Task:
Everything from the first line of the data below through the line that contains "124, 109, 171];" should be written out exactly, please, and nothing more; the pictures stay out.

Data excerpt:

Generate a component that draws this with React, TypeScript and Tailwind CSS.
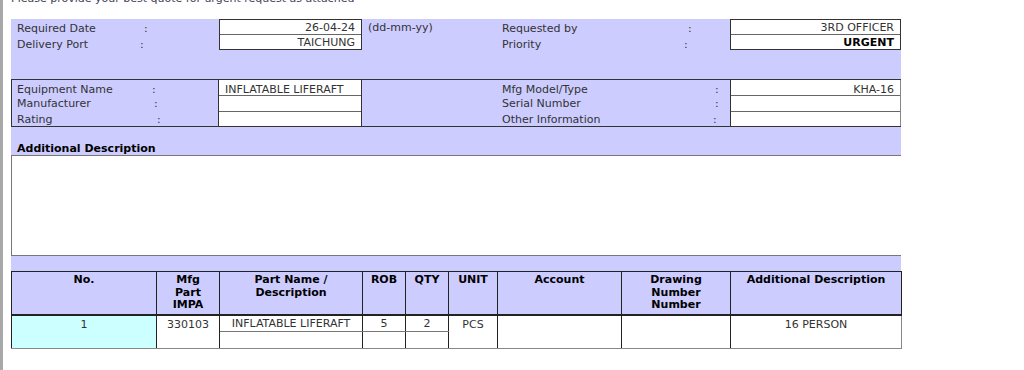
import React from "react";

type Field = { label: string; labelWidth: string; value?: string; bold?: boolean };

const requestLeft: Field[] = [
  { label: "Required Date", labelWidth: "w-[127px]", value: "26-04-24" },
  { label: "Delivery Port", labelWidth: "w-[123px]", value: "TAICHUNG" },
];

const requestRight: Field[] = [
  { label: "Requested by", labelWidth: "w-[186px]", value: "3RD OFFICER" },
  { label: "Priority", labelWidth: "w-[182px]", value: "URGENT", bold: true },
];

const equipLeft: Field[] = [
  { label: "Equipment Name", labelWidth: "w-[135px]", value: "INFLATABLE LIFERAFT" },
  { label: "Manufacturer", labelWidth: "w-[137px]" },
  { label: "Rating", labelWidth: "w-[140px]" },
];

const equipRight: Field[] = [
  { label: "Mfg Model/Type", labelWidth: "w-[213px]", value: "KHA-16" },
  { label: "Serial Number", labelWidth: "w-[213px]" },
  { label: "Other Information", labelWidth: "w-[211px]" },
];

// first equipment row sits a little low in its cell
const labelRows = ["h-[15px] pt-[3px]", "mt-[1px] h-[15px]", "mt-[1px] h-[14px]"];
const valueRows = ["h-[15px] pt-[3px]", "h-[16px]", "h-[15px]"];

const Label: React.FC<{ f: Field; h: string }> = ({ f, h }) => (
  <div className={`flex items-center ${h}`}>
    <span className={f.labelWidth}>{f.label}</span>
    <span>:</span>
  </div>
);

const ValueBox: React.FC<{ fields: Field[]; align: "left" | "right"; heights: string[] }> = ({
  fields,
  align,
  heights,
}) => (
  <div className="flex flex-col bg-white">
    {fields.map((f, i) => (
      <div
        key={f.label}
        className={`flex items-center ${heights[i]} ${i > 0 ? "border-t border-[#666]" : ""} ${
          align === "right" ? "justify-end pr-[6px]" : "pl-[6px]"
        } ${f.bold ? "font-bold text-black" : ""}`}
      >
        {f.value}
      </div>
    ))}
  </div>
);

const headers = [
  ["No."],
  ["Mfg", "Part", "IMPA"],
  ["Part Name /", "Description"],
  ["ROB"],
  ["QTY"],
  ["UNIT"],
  ["Account"],
  ["Drawing", "Number", "Number"],
  ["Additional Description"],
];

const colWidths = [145, 63, 143, 43, 43, 49, 124, 109, 171];

export default function App() {
  return (
    <div
      className="flex min-h-[370px] bg-white text-[11px] leading-[13px] text-[#333]"
      style={{ fontFamily: '"DejaVu Sans", Verdana, sans-serif' }}
    >
      <div className="w-[3px] shrink-0 bg-[#a8a8a8]" />
      <div className="pl-[8px]">
        <p className="-mt-[8px] h-[27px] text-[#44445a]">
          Please provide your best quote for urgent request as attached
        </p>

        {/* request header */}
        <div className="flex h-[60px] w-[890px] bg-[#ccccff]">
          <div className="w-[208px] pl-[6px] pt-[1px]">
            <Label f={requestLeft[0]} h="h-[16px]" />
            <Label f={requestLeft[1]} h="h-[16px]" />
          </div>
          <div className="h-[31px] w-[143px] border border-[#333]">
            <ValueBox fields={requestLeft} align="right" heights={["h-[14px]", "h-[15px]"]} />
          </div>
          <div className="w-[140px] pl-[6px] pt-[2px]">(dd-mm-yy)</div>
          <div className="w-[228px] pt-[1px]">
            <Label f={requestRight[0]} h="h-[16px]" />
            <Label f={requestRight[1]} h="h-[16px]" />
          </div>
          <div className="h-[31px] w-[171px] border border-[#333]">
            <ValueBox fields={requestRight} align="right" heights={["h-[14px]", "h-[15px]"]} />
          </div>
        </div>

        {/* equipment */}
        <div className="flex w-[890px] border-y border-[#333] bg-[#ccccff]">
          <div className="w-[208px] border-x border-[#333] pl-[5px]">
            {equipLeft.map((f, i) => (
              <Label key={f.label} f={f} h={labelRows[i]} />
            ))}
          </div>
          <div className="w-[143px] border-r border-[#333]">
            <ValueBox fields={equipLeft} align="left" heights={valueRows} />
          </div>
          <div className="w-[140px]" />
          <div className="w-[228px]">
            {equipRight.map((f, i) => (
              <Label key={f.label} f={f} h={labelRows[i]} />
            ))}
          </div>
          <div className="w-[171px] border-x border-[#333] border-r-[#888]">
            <ValueBox fields={equipRight} align="right" heights={valueRows} />
          </div>
        </div>

        {/* additional description */}
        <div className="w-[890px] bg-[#ccccff]">
          <div className="flex h-[28px] items-end pl-[6px] font-bold text-black">
            Additional Description
          </div>
          <div className="h-[101px] border-y border-l border-[#777] bg-white" />
          <div className="h-[15px]" />
        </div>

        {/* parts */}
        <table className="w-[890px] table-fixed border-collapse">
          <colgroup>
            {colWidths.map((w, i) => (
              <col key={i} style={{ width: w }} />
            ))}
          </colgroup>
          <thead>
            <tr className="h-[43px] bg-[#ccccff]">
              {headers.map((lines, i) => (
                <th
                  key={i}
                  className="border border-b-2 border-[#222] px-[2px] pt-[2px] text-center align-top font-bold leading-[12.5px] text-black"
                >
                  {lines.map((l) => (
                    <div key={l + i}>{l}</div>
                  ))}
                </th>
              ))}
            </tr>
          </thead>
          <tbody>
            <tr className="h-[17px]">
              <td rowSpan={2} className="border border-[#222] border-b-[#888] bg-[#ccffff] pt-[2px] text-center align-top">
                1
              </td>
              <td rowSpan={2} className="border border-[#222] border-b-[#888] pt-[2px] text-center align-top">
                330103
              </td>
              <td className="border border-[#222] border-b-[#777] text-center">INFLATABLE LIFERAFT</td>
              <td className="border border-[#222] border-b-[#777] text-center">5</td>
              <td className="border border-[#222] border-b-[#777] text-center">2</td>
              <td rowSpan={2} className="border border-[#222] border-b-[#888] pt-[2px] text-center align-top">
                PCS
              </td>
              <td rowSpan={2} className="border border-[#222] border-b-[#888] bg-white" />
              <td rowSpan={2} className="border border-[#222] border-b-[#888] bg-white" />
              <td rowSpan={2} className="border border-[#222] border-r-[#888] border-b-[#888] pt-[2px] text-center align-top">
                16 PERSON
              </td>
            </tr>
            <tr className="h-[17px]">
              <td className="border border-[#222] border-b-[#888]" />
              <td className="border border-[#222] border-b-[#888]" />
              <td className="border border-[#222] border-b-[#888]" />
            </tr>
          </tbody>
        </table>
      </div>
    </div>
  );
}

Response to the task:
Generate a component that draws this with React, TypeScript and Tailwind CSS.
import React from "react";

type Field = { label: string; labelWidth: string; value?: string; bold?: boolean };

const requestLeft: Field[] = [
  { label: "Required Date", labelWidth: "w-[127px]", value: "26-04-24" },
  { label: "Delivery Port", labelWidth: "w-[123px]", value: "TAICHUNG" },
];

const requestRight: Field[] = [
  { label: "Requested by", labelWidth: "w-[186px]", value: "3RD OFFICER" },
  { label: "Priority", labelWidth: "w-[182px]", value: "URGENT", bold: true },
];

const equipLeft: Field[] = [
  { label: "Equipment Name", labelWidth: "w-[135px]", value: "INFLATABLE LIFERAFT" },
  { label: "Manufacturer", labelWidth: "w-[137px]" },
  { label: "Rating", labelWidth: "w-[140px]" },
];

const equipRight: Field[] = [
  { label: "Mfg Model/Type", labelWidth: "w-[213px]", value: "KHA-16" },
  { label: "Serial Number", labelWidth: "w-[213px]" },
  { label: "Other Information", labelWidth: "w-[211px]" },
];

// first equipment row sits a little low in its cell
const labelRows = ["h-[15px] pt-[3px]", "mt-[1px] h-[15px]", "mt-[1px] h-[14px]"];
const valueRows = ["h-[15px] pt-[3px]", "h-[16px]", "h-[15px]"];

const Label: React.FC<{ f: Field; h: string }> = ({ f, h }) => (
  <div className={`flex items-center ${h}`}>
    <span className={f.labelWidth}>{f.label}</span>
    <span>:</span>
  </div>
);

const ValueBox: React.FC<{ fields: Field[]; align: "left" | "right"; heights: string[] }> = ({
  fields,
  align,
  heights,
}) => (
  <div className="flex flex-col bg-white">
    {fields.map((f, i) => (
      <div
        key={f.label}
        className={`flex items-center ${heights[i]} ${i > 0 ? "border-t border-[#666]" : ""} ${
          align === "right" ? "justify-end pr-[6px]" : "pl-[6px]"
        } ${f.bold ? "font-bold text-black" : ""}`}
      >
        {f.value}
      </div>
    ))}
  </div>
);

const headers = [
  ["No."],
  ["Mfg", "Part", "IMPA"],
  ["Part Name /", "Description"],
  ["ROB"],
  ["QTY"],
  ["UNIT"],
  ["Account"],
  ["Drawing", "Number", "Number"],
  ["Additional Description"],
];

const colWidths = [145, 63, 143, 43, 43, 49, 124, 109, 171];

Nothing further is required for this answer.